It’s been a very long time since I’ve been willing/able/determined to write. However, something is coming up for me, and I feel so very blessed that I get the opportunity to be involved in it. I most recently heard from a gentleman who told me a story about his nephew. Now, this gentleman sent a message to me on Facebook a year ago, but it was hidden with many others. When I finally saw it, I replied immediately. I am so glad that I did. This post will include opportunity, obedience, gratefulness, and I get the privilege of sharing such an amazing story.
Once I replied to the gentleman’s message, he seemed so happy to hear from me. He wanted to tell me a story about his nephew who, two years ago, had been struggling with depression and did not feel like he wanted to live. These stories always break my heart. I know what it is like to not want to live regardless of all the really good people and things in life. Depression does that to a person. It sucks every good thing out and self-loathing and doubt ooze in like the hazard materials they are. This young man, who I will call “C,” was in my hometown one day, August 16th to be exact. He was attempting to get back home for an event in his hometown. He had been having thoughts of suicide. He had full intentions of making it a reality. Again, heart is always broken when I hear that. He saw a sign…a literal sign. That sign had three little words scribbled in permanent marker on it. I was holding that sign because I felt that it was important to be obedient to God’s will that was put on my heart just a few days before.
God woke me up on August 14th, 2014 and told me to go let people know that they matter. I had zero idea what that meant. But, I knew that it was important that I do what I was being so lovingly guided to do.

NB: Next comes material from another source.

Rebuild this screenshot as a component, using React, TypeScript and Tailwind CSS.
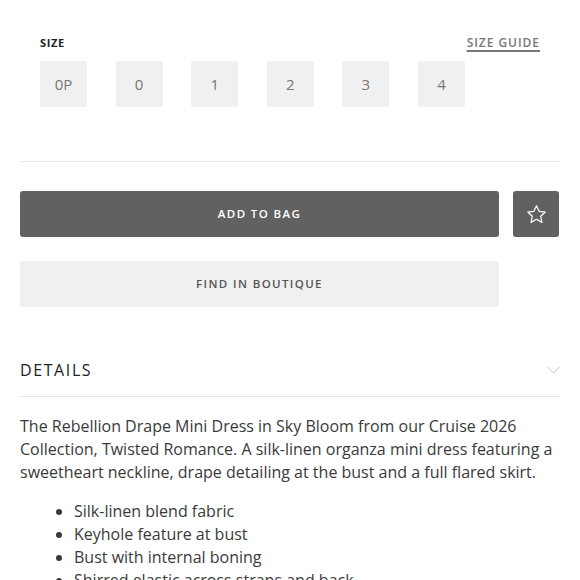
import React from 'react';

const sizes = ['0P', '0', '1', '2', '3', '4'];

const bullets = [
  'Silk-linen blend fabric',
  'Keyhole feature at bust',
  'Bust with internal boning',
  'Shirred elastic across straps and back',
];

const App: React.FC = () => {
  return (
    <div
      className="w-[580px] h-[580px] overflow-hidden bg-white px-5"
      style={{ fontFamily: '"Open Sans", "Liberation Sans", sans-serif' }}
    >
      {/* size picker */}
      <div className="pt-[36px] px-5">
        <div className="flex items-center justify-between h-[14px]">
          <span className="text-[11px] font-bold tracking-[0.06em] text-[#222]">SIZE</span>
          <span className="text-[12px] font-semibold tracking-[0.08em] text-[#777] underline underline-offset-[3px] decoration-[2px]">
            SIZE GUIDE
          </span>
        </div>
        <div className="flex gap-[28.6px] mt-[11px]">
          {sizes.map(s => (
            <button
              key={s}
              className="w-[47px] h-[46px] rounded-[2px] bg-[#f0f0f0] text-[15px] text-[#777] flex items-center justify-center"
            >
              {s}
            </button>
          ))}
        </div>
      </div>

      <div className="mt-[54px] border-t border-[#e6e6e6]" />

      {/* actions */}
      <div className="mt-[29px] flex gap-[14px]">
        <button className="w-[479px] h-[46px] rounded-[3px] bg-[#616161] text-white text-[11.5px] font-semibold tracking-[0.12em]">
          ADD TO BAG
        </button>
        <button className="w-[46px] h-[46px] rounded-[3px] bg-[#616161] flex items-center justify-center">
          <svg width="23" height="23" viewBox="0 0 24 24" fill="none" stroke="white" strokeWidth="1.25" strokeLinejoin="round">
            <path d="M12 2.8l2.75 5.9 6.4.75-4.75 4.4 1.3 6.35L12 17l-5.7 3.2 1.3-6.35-4.75-4.4 6.4-.75z" />
          </svg>
        </button>
      </div>
      <button className="mt-[24px] w-[479px] h-[46px] rounded-[3px] bg-[#f0f0f0] text-[#555] text-[11.5px] font-semibold tracking-[0.12em]">
        FIND IN BOUTIQUE
      </button>

      {/* details */}
      <div className="mt-[51px] flex items-center justify-between pb-[14px] border-b border-[#e6e6e6]">
        <span className="text-[16px] tracking-[0.1em] text-[#222]">DETAILS</span>
        <svg width="13" height="8" viewBox="0 0 13 8" fill="none" stroke="#c4c4c4" strokeWidth="1">
          <path d="M0.5 0.8l6 6 6-6" />
        </svg>
      </div>

      <p className="mt-[18px] text-[16px] leading-[23px] text-[#3a3a3a]">
        The Rebellion Drape Mini Dress in Sky Bloom from our Cruise 2026 Collection, Twisted Romance. A
        silk-linen organza mini dress featuring a sweetheart neckline, drape detailing at the bust and a full
        flared skirt.
      </p>

      <ul className="mt-[16px] list-disc pl-[54px] text-[16px] leading-[23px] text-[#3a3a3a]">
        {bullets.map(b => (
          <li key={b}>{b}</li>
        ))}
      </ul>
    </div>
  );
};

export default App;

What it boiled down to was my cousin and I making signs that had encouraging, loving messages on them. We stood on street corners in some of the busiest parts of town because that’s what I was told we should do. My cousin never questioned anything I told him, and he didn’t look at me like I had lost my mind. He knew that when I told him this was from and about God, it was just something that had to be done. So, it was done. It was done on a daily basis for a time. We never knew the impact those signs had until much later.
So, back to this young man. He saw my sign as he was headed out of town back to his home. When he got back home, he told people what had happened in seeing my sign and what he had been feeling. He shared that he was free from those horrible feelings. While his uncle had told me this over the phone, I had chills, and I had tears. I was so grateful that this young man was still alive. I was/am grateful that he listened to God tell him that he was important. That was the message I had on my sign, “You Are Important.” No, I am not calling myself God. But, that WAS God’s message. C got to share that message with a group of people when he got back home.
Tomorrow evening, April 27, 2016, I get the blessed opportunity to meet C, his uncle, and other family members. I cannot express the gratitude I feel regarding that. My heart is full and overflowing with God’s goodness.
None of that happened by chance. It was supposed to happen just when it did. I think about what would have been had I not been obedient to God’s will. That young man could be dead. Many others could be dead as well. I give all the glory to God. I never thought that I’d be anybody saving anybody’s life. That was just not my plan. It was God’s plan, however. Maybe you’re reading this and thinking that I have lost my mind and there is no God. Maybe you’re reading this and thinking, “I have never heard or felt God like that.” Maybe you’re in full belief of everything I am telling you. I don’t know. I never in my wildest dreams ever thought that God would use me like He does. Who was I that He would choose me??
“Moses said to the Lord, ‘Pardon your servant, Lord. I have never been eloquent, neither in the past nor since you have spoken to your servant. I am slow of speech and tongue.’
The Lord said to him, ‘Who gave human beings their mouths? Who makes them deaf or mute? Who gives them sight or makes them blind? Is it not I, the Lord? Now go; I will help you speak and will teach you what to say.’ – Exodus 4:10-13
I was feeling like Moses. Who am I that He would call on me? God doesn’t call the qualified. He qualifies the called. We, as the called, have to answer. If we let that call go to voice mail because we are “too busy” or “just being stubborn,” who dies? Who dies when we refuse to do a simple request from God? Maybe it’s us who die. Maybe it’s a teenage kid who has lost all hope. Maybe nobody dies, but maybe somebody misses out on a really good message because we are drowning in selfishness. We have to answer that call. HAVE TO. God directs my path even today regarding that sign. He has always told me where to stand and when. He directs the amount of time I stand on any given corner. I listen. I obey like I have never done in my entire life. I believe like I have never done in my life. I have faith like I have never had in my life. That sign didn’t just save C. It saved me as well on so many levels.
I can’t wait to meet these people and give them the biggest hugs ever. I know that God will be working in that meeting. He’s working now. He’ll be working when it’s over, and I am grateful. I am blessed, and I get the opportunity to share those given blessings with others! I am beyond fortunate. My heart continues to be full.
May God bless you today and always. Be blessed and be a blessing.